On Tue, 2005-02-01 at 16:26, Philippe Fremy wrote:
> 	Hi,
> 
> I would like to implement something similar to the type inference of 
> ocaml for the python language. I have always found it very impressive 
> (although I have only used caml light).
> 
> I have no experience with the topic, 

I do. I did considerable work on this. The project
was called Vyper. The key idea was to build an 
interpreter which was used to initialise all the
dictionaries, then analyse them for type information,
and generate code that used that type information.

I got as far as getting the interpreter to work very well,
running most standard pure python plus some emulations of
popular C extensions, and with reasonable performance.
In addition, I made some extensions, many of which
got into later versions of Python .. including proper
lexical scoping, garbage collection (well, my version
used Ocaml for that .. ) and a few other things.

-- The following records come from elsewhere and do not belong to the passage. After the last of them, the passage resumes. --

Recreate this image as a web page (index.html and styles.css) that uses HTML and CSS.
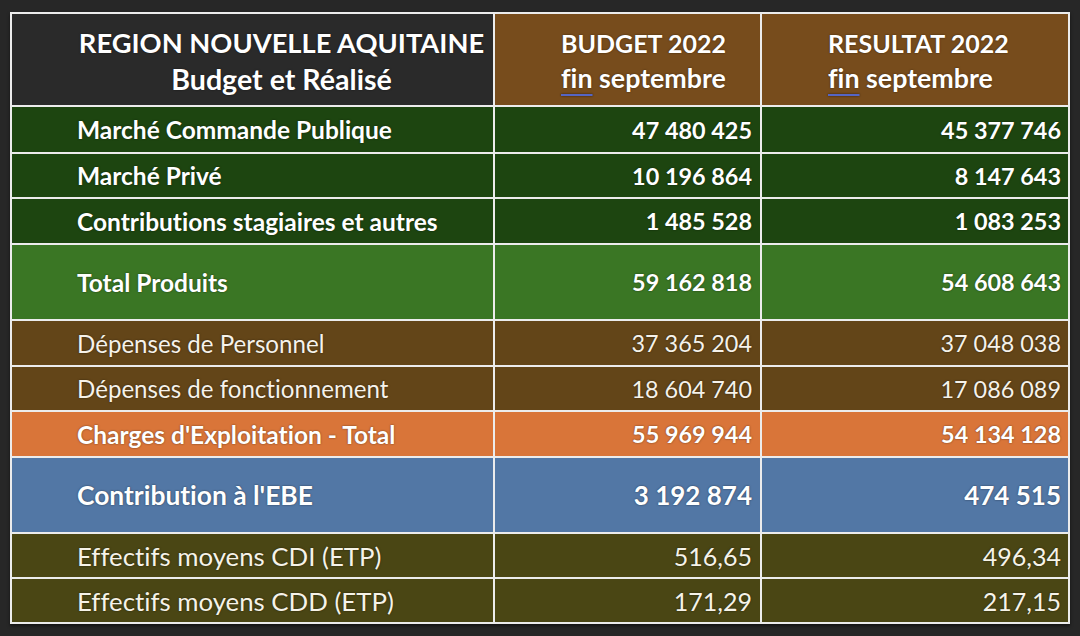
FILE: index.html
```html
<!DOCTYPE html>
<html lang="fr">
<head>
<meta charset="utf-8">
<title>Region Nouvelle Aquitaine - Budget et Réalisé</title>
<link rel="stylesheet" href="styles.css">
</head>
<body>
<div class="sheet">
  <div class="cell head head-title"><span>REGION NOUVELLE AQUITAINE</span><span class="sub">Budget et Réalisé</span></div>
  <div class="cell head head-col"><span>BUDGET 2022</span><span class="sub"><span class="spell">fin</span> septembre</span></div>
  <div class="cell head head-col"><span>RESULTAT 2022</span><span class="sub"><span class="spell">fin</span> septembre</span></div>

  <div class="cell lbl produit bold">Marché Commande Publique</div>
  <div class="cell num produit bold">47 480 425</div>
  <div class="cell num produit bold last">45 377 746</div>

  <div class="cell lbl produit bold">Marché Privé</div>
  <div class="cell num produit bold">10 196 864</div>
  <div class="cell num produit bold last">8 147 643</div>

  <div class="cell lbl produit bold">Contributions stagiaires et autres</div>
  <div class="cell num produit bold">1 485 528</div>
  <div class="cell num produit bold last">1 083 253</div>

  <div class="cell lbl total bold">Total Produits</div>
  <div class="cell num total bold">59 162 818</div>
  <div class="cell num total bold last">54 608 643</div>

  <div class="cell lbl depense">Dépenses de Personnel</div>
  <div class="cell num depense">37 365 204</div>
  <div class="cell num depense last">37 048 038</div>

  <div class="cell lbl depense">Dépenses de fonctionnement</div>
  <div class="cell num depense">18 604 740</div>
  <div class="cell num depense last">17 086 089</div>

  <div class="cell lbl charges bold">Charges d'Exploitation - Total</div>
  <div class="cell num charges bold">55 969 944</div>
  <div class="cell num charges bold last">54 134 128</div>

  <div class="cell lbl ebe bold">Contribution à l'EBE</div>
  <div class="cell num ebe bold">3 192 874</div>
  <div class="cell num ebe bold last">474 515</div>

  <div class="cell lbl effectif">Effectifs moyens CDI (ETP)</div>
  <div class="cell num effectif">516,65</div>
  <div class="cell num effectif last">496,34</div>

  <div class="cell lbl effectif">Effectifs moyens CDD (ETP)</div>
  <div class="cell num effectif">171,29</div>
  <div class="cell num effectif last">217,15</div>
</div>
</body>
</html>
```

FILE: styles.css
```css
html, body {
  margin: 0;
  padding: 0;
}

body {
  background: #272727;
  width: 1080px;
  height: 636px;
  overflow: hidden;
  font-family: "Lato", "Open Sans", sans-serif;
  font-variant-ligatures: none;
  font-feature-settings: "liga" 0, "clig" 0;
  color: #ffffff;
}

.sheet {
  margin: 12px 0 0 10px;
  width: 1060px;
  box-sizing: border-box;
  display: grid;
  grid-template-columns: 481px 265px 306px;
  grid-template-rows: 91px 45px 43px 44px 74px 44px 43px 44px 74px 43px 43px;
  gap: 2px;
  padding: 2px;
  background: #ececec;
  box-shadow: 0 2px 3px rgba(0, 0, 0, 0.5);
}

.cell {
  display: flex;
  align-items: center;
  font-size: 23.4px;
  text-shadow: 0 0 2px rgba(0, 0, 0, 0.55);
  white-space: nowrap;
}

.bold {
  font-weight: 700;
}

.lbl {
  padding-left: 65px;
  font-size: 24.1px;
}

.lbl.bold {
  font-size: 24.5px;
}

.num {
  justify-content: flex-end;
  padding-right: 8px;
}

.num.last {
  padding-right: 7px;
}

/* Header */
.head {
  flex-direction: column;
  justify-content: center;
  font-weight: 700;
}

.head-title {
  background: #2a2a2a;
  align-items: center;
  padding: 2px 4px 0 62px;
  font-size: 27.3px;
  line-height: 37px;
}

.head-title .sub {
  font-size: 28.6px;
}

.head-col {
  background: #774c1c;
  align-items: flex-start;
  padding: 2px 0 0 66px;
  font-size: 25px;
  line-height: 35px;
}

.head-col .sub {
  font-size: 26.8px;
}

.spell {
  text-decoration: underline;
  text-decoration-color: #5565c4;
  text-decoration-thickness: 2px;
  text-underline-offset: 6px;
}

/* Row colours */
.produit {
  background: #1d4510;
}

.total {
  background: #3a7624;
}

.depense {
  background: #634518;
  color: #f6f2ea;
}

.charges {
  background: #d97539;
}

.ebe {
  background: #5277a5;
  font-size: 26px;
}

.lbl.ebe {
  font-size: 26.4px;
}

.effectif {
  background: #4a4614;
  font-size: 25px;
  color: #f6f3e8;
}

.lbl.effectif {
  font-size: 25.8px;
}
```
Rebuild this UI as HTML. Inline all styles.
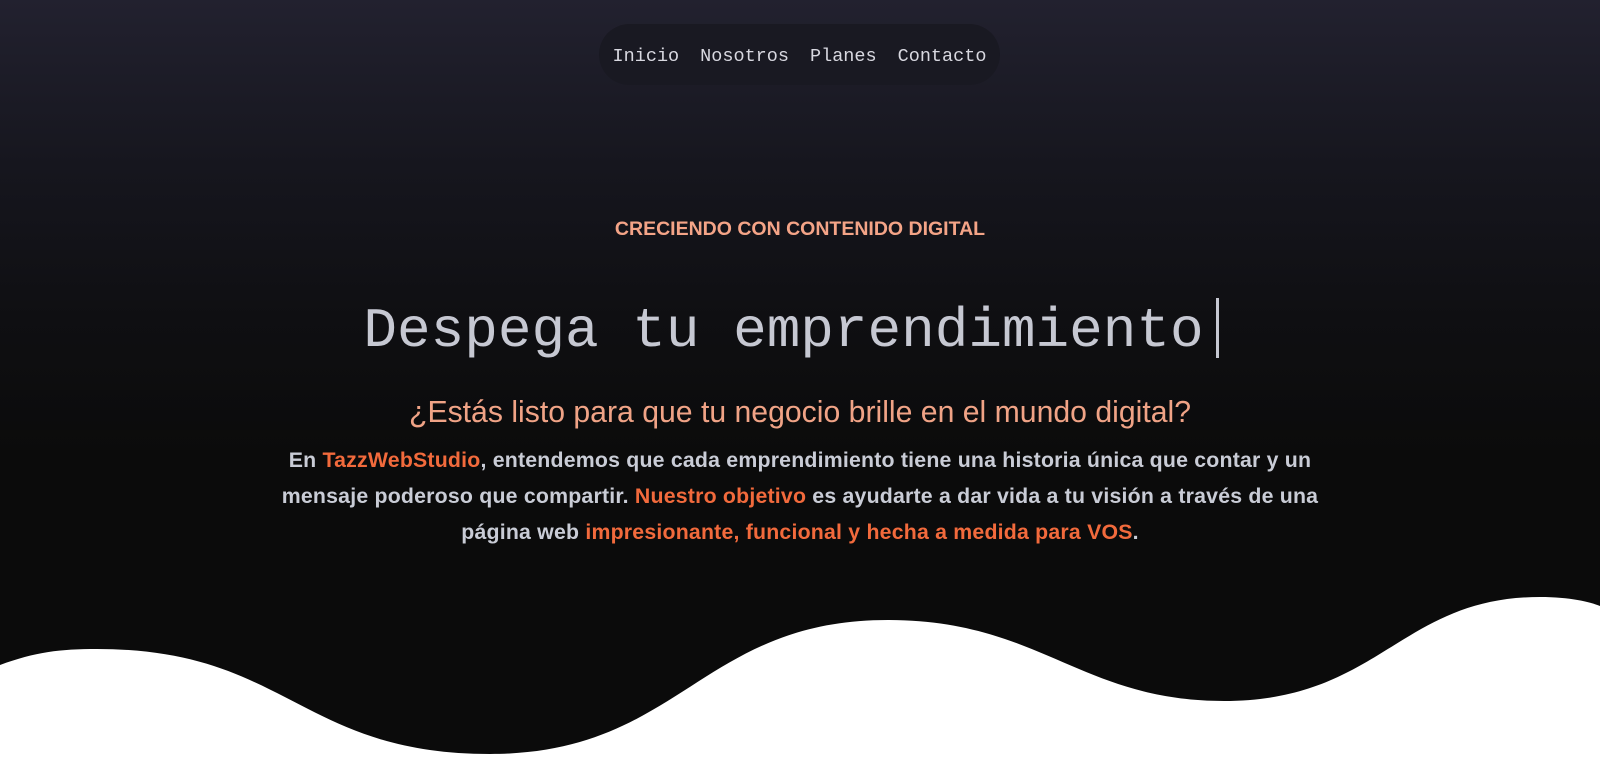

However, the type analysis was never done, and I lost
interest in the project, primarily because it would
never support continuation passing in the style of 
Stackless Python. (And the source is lost now).

A few technical problems also got in the way:

(1) I needed finalisers for __del__ methods.
Ocaml has Ocaml finalises today as a consequence.
(C finalisers existed, but I needed Ocaml ones).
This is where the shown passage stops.